The trial court found, by a preponderance of evidence, that Wise & Co. (Ltd.) failed to fulfill the contract because the “Mano” brand flour it had promised to deliver had to come from Australia, and, at the time the contract was executed, Wise & Co. (Ltd.) allegedly lacked a sufficient stock of that brand. The trial court further found that the Australian government prohibited the exportation of flour due to scarcity of grain attributable to the war between Great Britain (with Australia as part) and the German Empire, rendering supply impossible for the importers in time to enable Wise & Co. (Ltd.) to satisfy its customers.

Issues Raised on Appeal

Wise & Co. (Ltd.) urged three errors before the appellate court. First, it challenged the trial court’s holding that the agreement was an agreement to sell rather than a perfected sale. Second, it asserted that the noncompliance was due to a fortuitous event. Third, it contested the trial court’s award of damages in the sum of P 1,237.50.

The decision noted that, as framed in the appellant’s argument, the third alleged error depended on the resolution of the first and second. It was further observed that counsel did not insist that the judgment was excessive on the basis that plaintiff was not entitled to any amount, and counsel did not argue that the Australian government’s prohibition relieved Wise & Co. (Ltd.) of liability for noncompliance if the transaction was not a perfected sale. On that presentation, the inquiry was delimited to whether the contract and the facts found showed a perfected sale.

Appellate Court’s Treatment of Perfection of Sale

The Court relied on its prior ruling in Yu Tek & Co. vs. Gonzalez (29 Phil. Rep., 384), where it held that there is a perfected sale with respect to the “thing” when the article of sale has been physically segregated from all other articles. Applying that rule to the case at hand, the Court observed that Wise & Co. (Ltd.) undertook to sell “Mano” brand flour at the contracted price, in quantities and delivery months specified. Yet, as to identification of the goods, the Court found that there was no delivery at all under the contract. It further found that, if called upon to designate the article sold, Wise & Co. (Ltd.) could identify only the type—“Mano” flour—and not any particular segregated lot.

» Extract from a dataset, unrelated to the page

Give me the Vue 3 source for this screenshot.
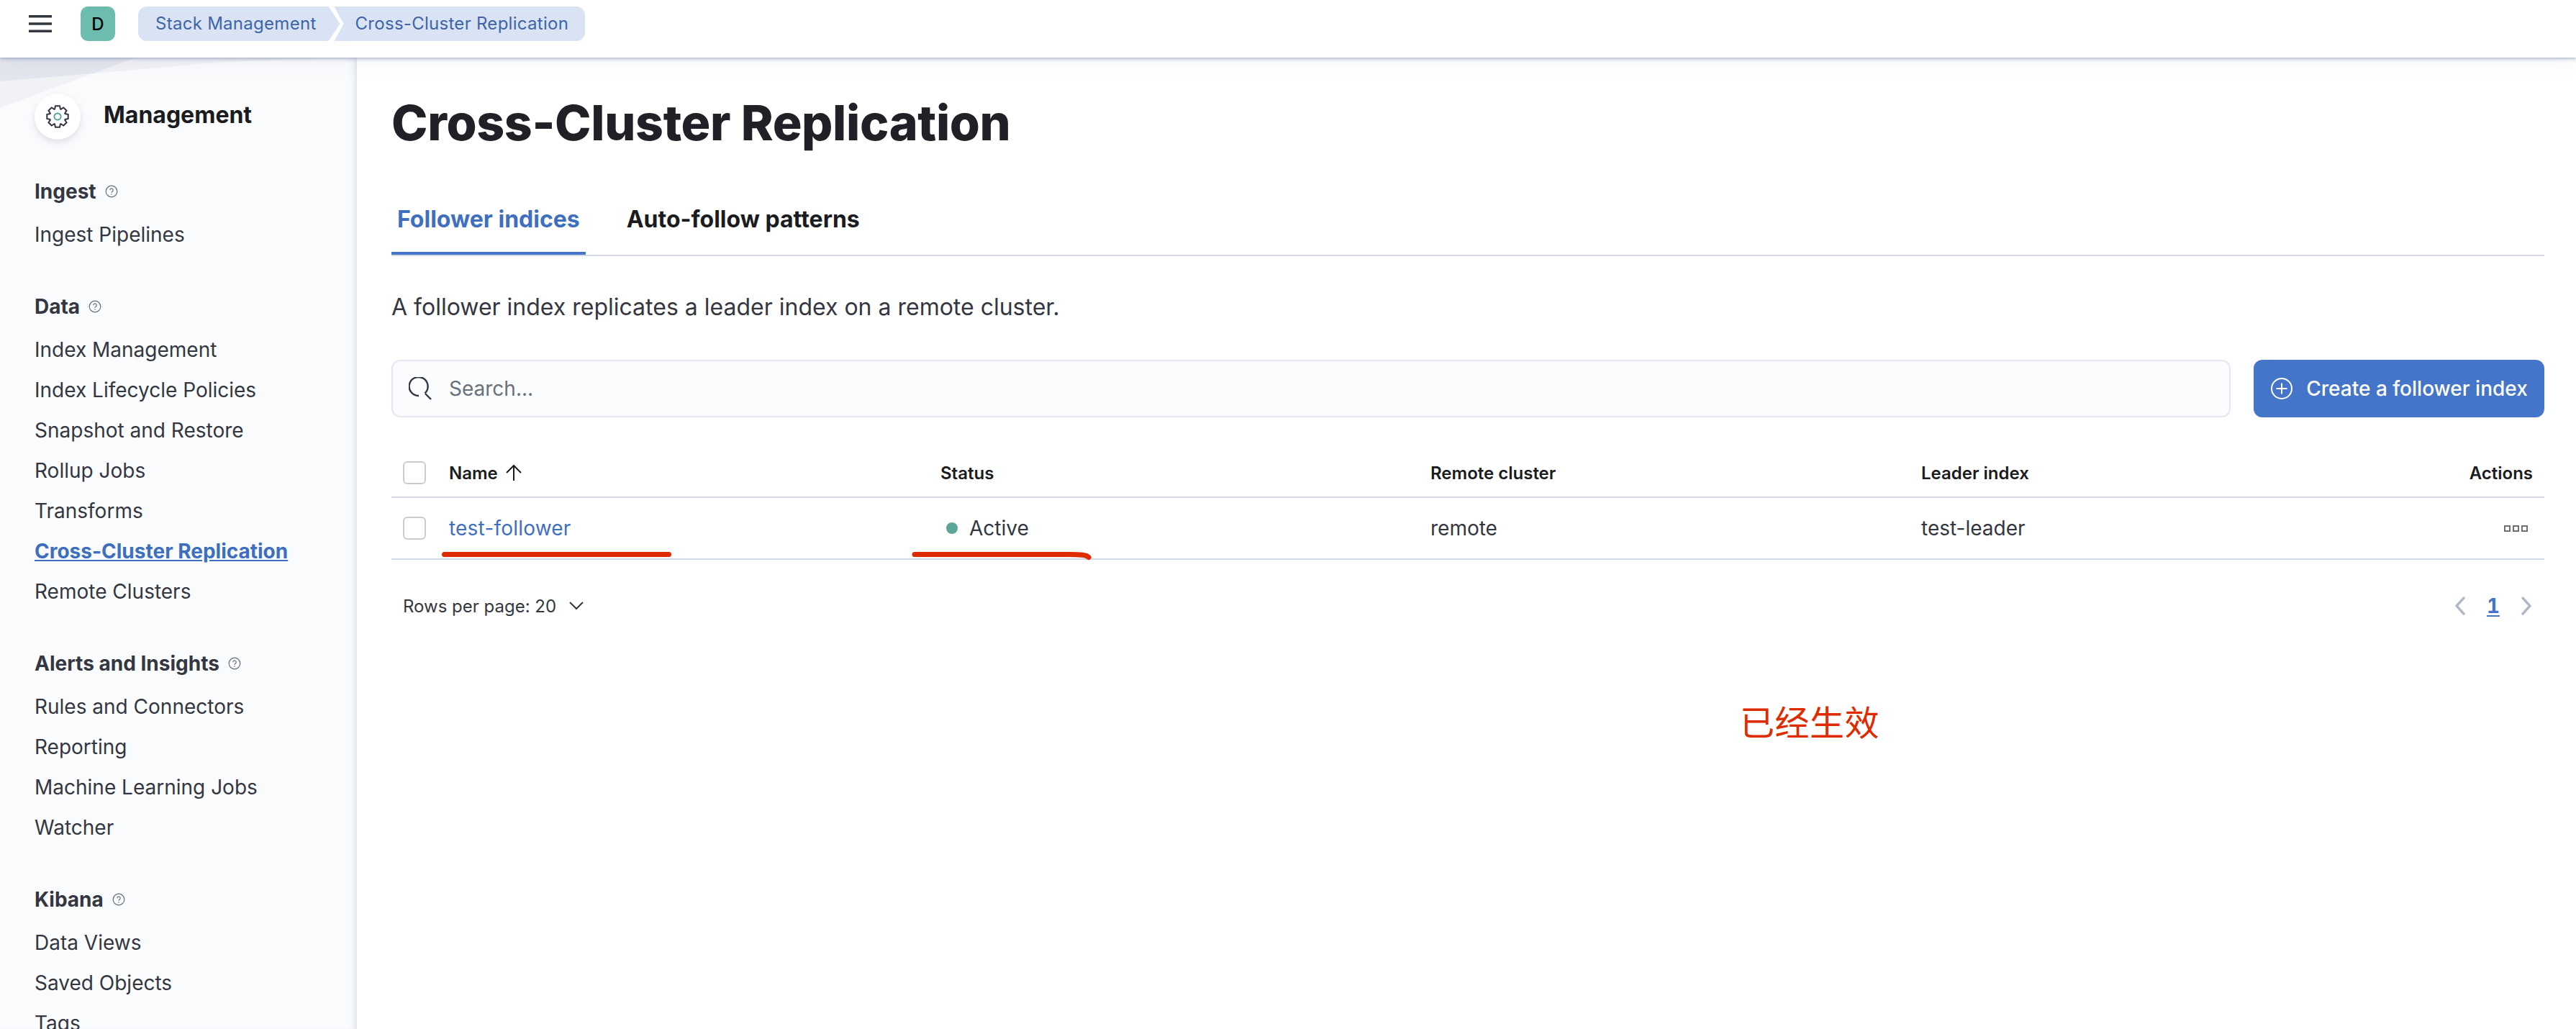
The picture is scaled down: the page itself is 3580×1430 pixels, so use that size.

The Court then held that there was no appropriation of any particular lot of flour, and that Wise & Co. (Ltd.) did not have in its possession in Manila at the time of contract execution the 1,000 sacks it had agreed to deliver in September and October. For these reasons, the Court ruled that the flour contemplated in the contract was not physically segregated from all other articles, and it concluded that, under the Yu Tek rule and related cases, the sale was not perfected.

Ruling and Disposition

Given the Court’s determination that the transaction was not a perfected sale on the basis of the absence of physical segregation and appropriation, it affirmed the judgment appealed from and assessed costs against the appellant. The Court ordered that the judgment of the Court of First Instance be maintained, and it concluded with the standard resolution that it was so ordered.

Legal Basis and Reasoning

The Court’s reasoning was centered on the doctrine of perfection of sale as it relates to the identification of the subject matter. It treated physical segregation as the decisive legal marker for a perfected sale with respect to the “thing.” It found that the contract did not involve segregation, because there was no delivery and no particular lot had been appropriated or held by Wise & Co. (Ltd.) in Manila when the contract was made. The Court thus anchored its disposition on the appellant’s framing of the issues, which restricted inquiry to whether the contract was a perfected sale under the controlling rule in Yu Tek.

Concurring Opinion: Moreland, J.

In a concurring opinion, Moreland, J. expressed disagreement with the affirmance, contending that the decision, if its legal conclusions in the syllabus were correct, should have led to a reversal rather than an affirmance. Moreland underscored what he viewed as an inconsistency between the syllabus and the body of the decision. He noted that the syllabus stated that “a contract of sale is not perfected” without selection and physical designation and distinction of the subject matter. He then pointed to the body of the decision’s language that “the sale here in question was not a perfected one.”

Moreland emphasized what he perceived as a “wide difference” between an unperfected contract and an unperfected sale. He argued that if the contract were not complete and not perfected, it would not bind the parties and no action could lie for breach. Yet, he maintained that the action was for breach of a contract of sale, and that the breach and the legality of the contract were admitted. He thus argued that the only defense actually raised related to whether performance was excused by a fortuitous event, namely the prohibition on flour exportation by the Australian government as a war measure.

Moreland further developed his position by invoking provisions of the Civil Code on perfection of contracts by mere consent, particularly Arts. 1254 and 1258, and the requisites of contracts under Art. 1261. He contended that the Civil Code does not impose a requirement that, for a contract of sale to be perfected and binding, the subject matter must be physically segregated and distinguished. He contrasted the rules governing when a sale is perfected—relevant to risk and profit allocations before actual delivery—with the rules governing whether a breach is justified or excused, which he understood to be governed by provisions on obligations and fortuitous events, including Art. 1105, rather than by the rules on physical segregation.

On that view, Moreland reasoned that the issue whether the sale was perfected had no material bearing unless the dispute concerned who bore the risk of loss or who was entitled to profits before delivery. Since the parties, as he described, did not claim such interests and the defendant did not obtain delivery because exportation was prohibited, he argued that the focus should have been on excusability of breach under Art. 1105.